- **WRITTEN TASK**
Set down the data below without change, skipping the pictures it holds.
** Start of DATA SHOWN **
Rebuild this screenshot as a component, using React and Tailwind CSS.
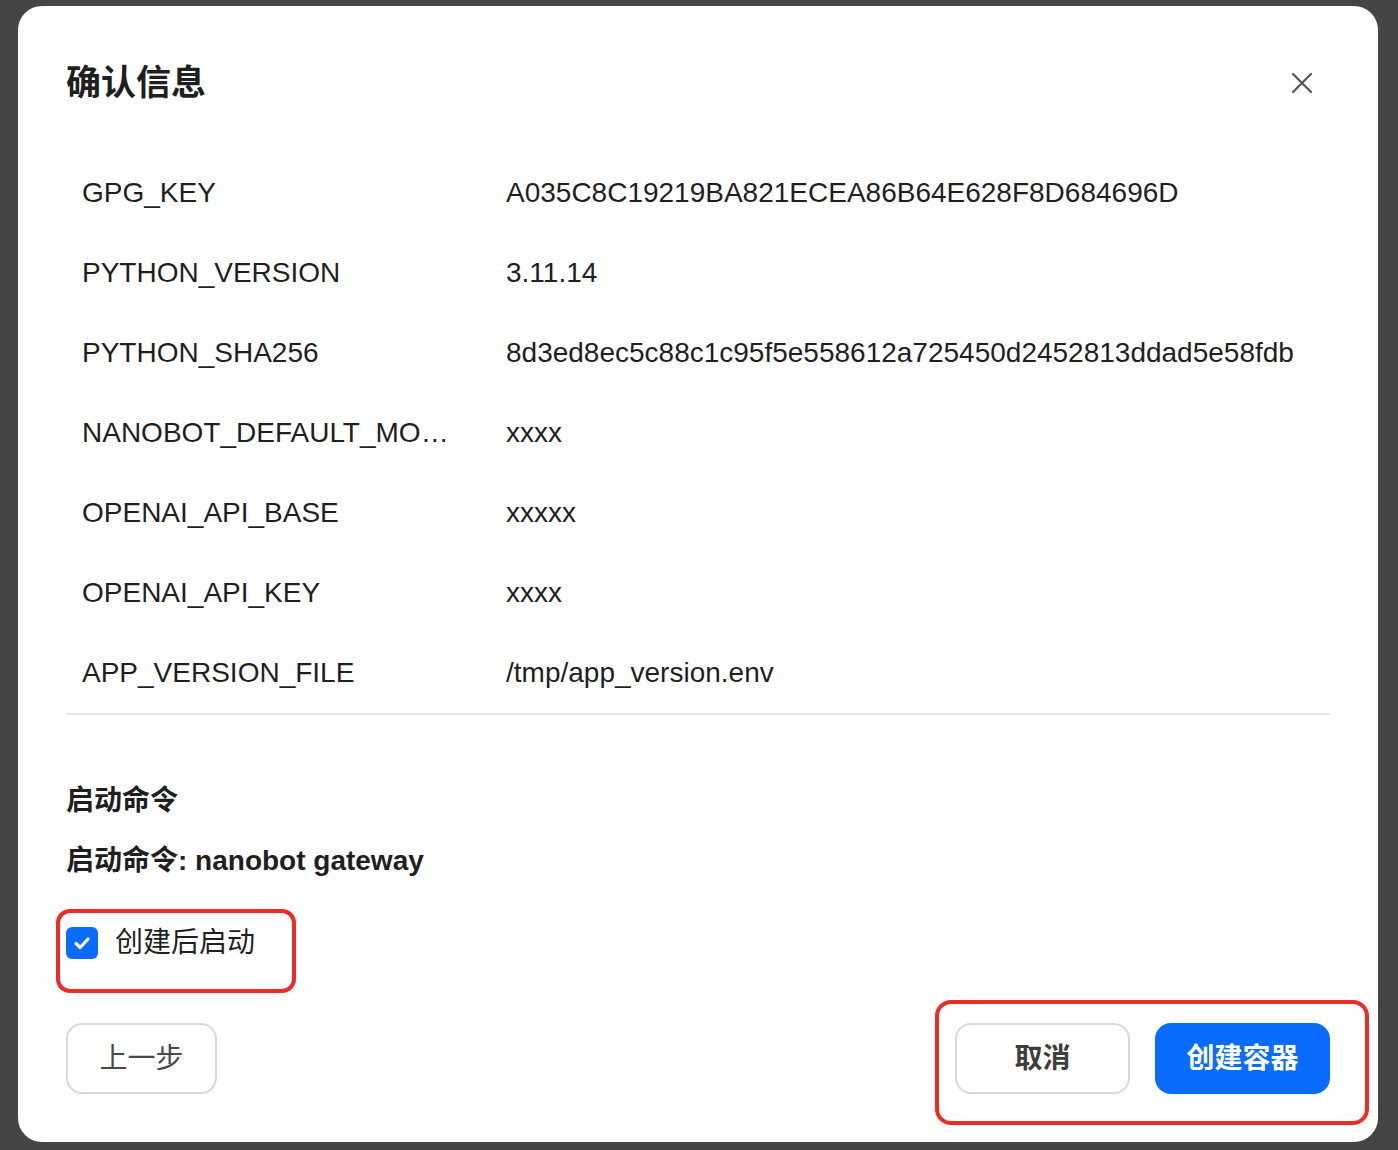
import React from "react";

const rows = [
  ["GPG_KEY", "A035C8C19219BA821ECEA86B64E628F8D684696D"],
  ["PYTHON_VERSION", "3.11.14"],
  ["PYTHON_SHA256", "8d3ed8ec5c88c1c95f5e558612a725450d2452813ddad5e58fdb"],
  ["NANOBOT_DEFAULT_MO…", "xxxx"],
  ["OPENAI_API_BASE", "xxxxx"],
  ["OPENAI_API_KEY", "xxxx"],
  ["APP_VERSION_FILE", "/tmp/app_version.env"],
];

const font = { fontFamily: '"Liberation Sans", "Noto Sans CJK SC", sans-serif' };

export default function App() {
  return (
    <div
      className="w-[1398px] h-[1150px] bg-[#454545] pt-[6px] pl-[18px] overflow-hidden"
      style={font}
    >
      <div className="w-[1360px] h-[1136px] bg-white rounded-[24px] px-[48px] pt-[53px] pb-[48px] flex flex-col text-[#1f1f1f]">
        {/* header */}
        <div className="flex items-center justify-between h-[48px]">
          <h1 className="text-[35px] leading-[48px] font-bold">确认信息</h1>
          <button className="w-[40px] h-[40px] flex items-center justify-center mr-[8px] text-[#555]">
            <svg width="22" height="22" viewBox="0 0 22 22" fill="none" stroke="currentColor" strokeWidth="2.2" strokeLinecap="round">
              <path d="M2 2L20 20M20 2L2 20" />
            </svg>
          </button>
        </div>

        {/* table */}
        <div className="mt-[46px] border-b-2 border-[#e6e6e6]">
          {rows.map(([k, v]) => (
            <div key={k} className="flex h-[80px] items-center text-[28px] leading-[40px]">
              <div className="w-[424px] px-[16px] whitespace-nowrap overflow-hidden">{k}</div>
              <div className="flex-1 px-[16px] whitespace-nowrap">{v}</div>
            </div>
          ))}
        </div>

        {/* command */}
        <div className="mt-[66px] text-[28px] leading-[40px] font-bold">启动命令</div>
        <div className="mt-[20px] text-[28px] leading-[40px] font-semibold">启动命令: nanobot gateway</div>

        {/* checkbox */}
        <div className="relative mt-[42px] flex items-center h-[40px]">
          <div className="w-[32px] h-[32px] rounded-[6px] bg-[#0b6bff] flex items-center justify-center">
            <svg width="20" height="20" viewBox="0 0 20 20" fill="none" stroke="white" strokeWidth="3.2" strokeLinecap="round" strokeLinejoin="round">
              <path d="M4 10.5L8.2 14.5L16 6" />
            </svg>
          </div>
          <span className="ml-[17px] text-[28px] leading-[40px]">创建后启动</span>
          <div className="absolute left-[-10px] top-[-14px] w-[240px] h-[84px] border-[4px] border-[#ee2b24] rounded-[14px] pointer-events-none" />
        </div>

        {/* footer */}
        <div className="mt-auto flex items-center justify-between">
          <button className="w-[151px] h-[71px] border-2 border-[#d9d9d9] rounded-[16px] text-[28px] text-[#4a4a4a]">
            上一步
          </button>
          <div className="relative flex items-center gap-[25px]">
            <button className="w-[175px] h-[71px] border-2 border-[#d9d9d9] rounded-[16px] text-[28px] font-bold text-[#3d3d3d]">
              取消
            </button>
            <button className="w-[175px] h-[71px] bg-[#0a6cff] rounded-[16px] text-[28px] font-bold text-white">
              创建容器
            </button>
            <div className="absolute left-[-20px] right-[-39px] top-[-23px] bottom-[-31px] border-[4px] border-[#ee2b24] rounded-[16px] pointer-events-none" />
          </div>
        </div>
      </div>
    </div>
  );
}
** End of DATA SHOWN **
- **FINAL ANSWER**
Rebuild this screenshot as a component, using React and Tailwind CSS.
import React from "react";

const rows = [
  ["GPG_KEY", "A035C8C19219BA821ECEA86B64E628F8D684696D"],
  ["PYTHON_VERSION", "3.11.14"],
  ["PYTHON_SHA256", "8d3ed8ec5c88c1c95f5e558612a725450d2452813ddad5e58fdb"],
  ["NANOBOT_DEFAULT_MO…", "xxxx"],
  ["OPENAI_API_BASE", "xxxxx"],
  ["OPENAI_API_KEY", "xxxx"],
  ["APP_VERSION_FILE", "/tmp/app_version.env"],
];

const font = { fontFamily: '"Liberation Sans", "Noto Sans CJK SC", sans-serif' };

export default function App() {
  return (
    <div
      className="w-[1398px] h-[1150px] bg-[#454545] pt-[6px] pl-[18px] overflow-hidden"
      style={font}
    >
      <div className="w-[1360px] h-[1136px] bg-white rounded-[24px] px-[48px] pt-[53px] pb-[48px] flex flex-col text-[#1f1f1f]">
        {/* header */}
        <div className="flex items-center justify-between h-[48px]">
          <h1 className="text-[35px] leading-[48px] font-bold">确认信息</h1>
          <button className="w-[40px] h-[40px] flex items-center justify-center mr-[8px] text-[#555]">
            <svg width="22" height="22" viewBox="0 0 22 22" fill="none" stroke="currentColor" strokeWidth="2.2" strokeLinecap="round">
              <path d="M2 2L20 20M20 2L2 20" />
            </svg>
          </button>
        </div>

        {/* table */}
        <div className="mt-[46px] border-b-2 border-[#e6e6e6]">
          {rows.map(([k, v]) => (
            <div key={k} className="flex h-[80px] items-center text-[28px] leading-[40px]">
              <div className="w-[424px] px-[16px] whitespace-nowrap overflow-hidden">{k}</div>
              <div className="flex-1 px-[16px] whitespace-nowrap">{v}</div>
            </div>
          ))}
        </div>

        {/* command */}
        <div className="mt-[66px] text-[28px] leading-[40px] font-bold">启动命令</div>
        <div className="mt-[20px] text-[28px] leading-[40px] font-semibold">启动命令: nanobot gateway</div>

        {/* checkbox */}
        <div className="relative mt-[42px] flex items-center h-[40px]">
          <div className="w-[32px] h-[32px] rounded-[6px] bg-[#0b6bff] flex items-center justify-center">
            <svg width="20" height="20" viewBox="0 0 20 20" fill="none" stroke="white" strokeWidth="3.2" strokeLinecap="round" strokeLinejoin="round">
              <path d="M4 10.5L8.2 14.5L16 6" />
            </svg>
          </div>
          <span className="ml-[17px] text-[28px] leading-[40px]">创建后启动</span>
          <div className="absolute left-[-10px] top-[-14px] w-[240px] h-[84px] border-[4px] border-[#ee2b24] rounded-[14px] pointer-events-none" />
        </div>

        {/* footer */}
        <div className="mt-auto flex items-center justify-between">
          <button className="w-[151px] h-[71px] border-2 border-[#d9d9d9] rounded-[16px] text-[28px] text-[#4a4a4a]">
            上一步
          </button>
          <div className="relative flex items-center gap-[25px]">
            <button className="w-[175px] h-[71px] border-2 border-[#d9d9d9] rounded-[16px] text-[28px] font-bold text-[#3d3d3d]">
              取消
            </button>
            <button className="w-[175px] h-[71px] bg-[#0a6cff] rounded-[16px] text-[28px] font-bold text-white">
              创建容器
            </button>
            <div className="absolute left-[-20px] right-[-39px] top-[-23px] bottom-[-31px] border-[4px] border-[#ee2b24] rounded-[16px] pointer-events-none" />
          </div>
        </div>
      </div>
    </div>
  );
}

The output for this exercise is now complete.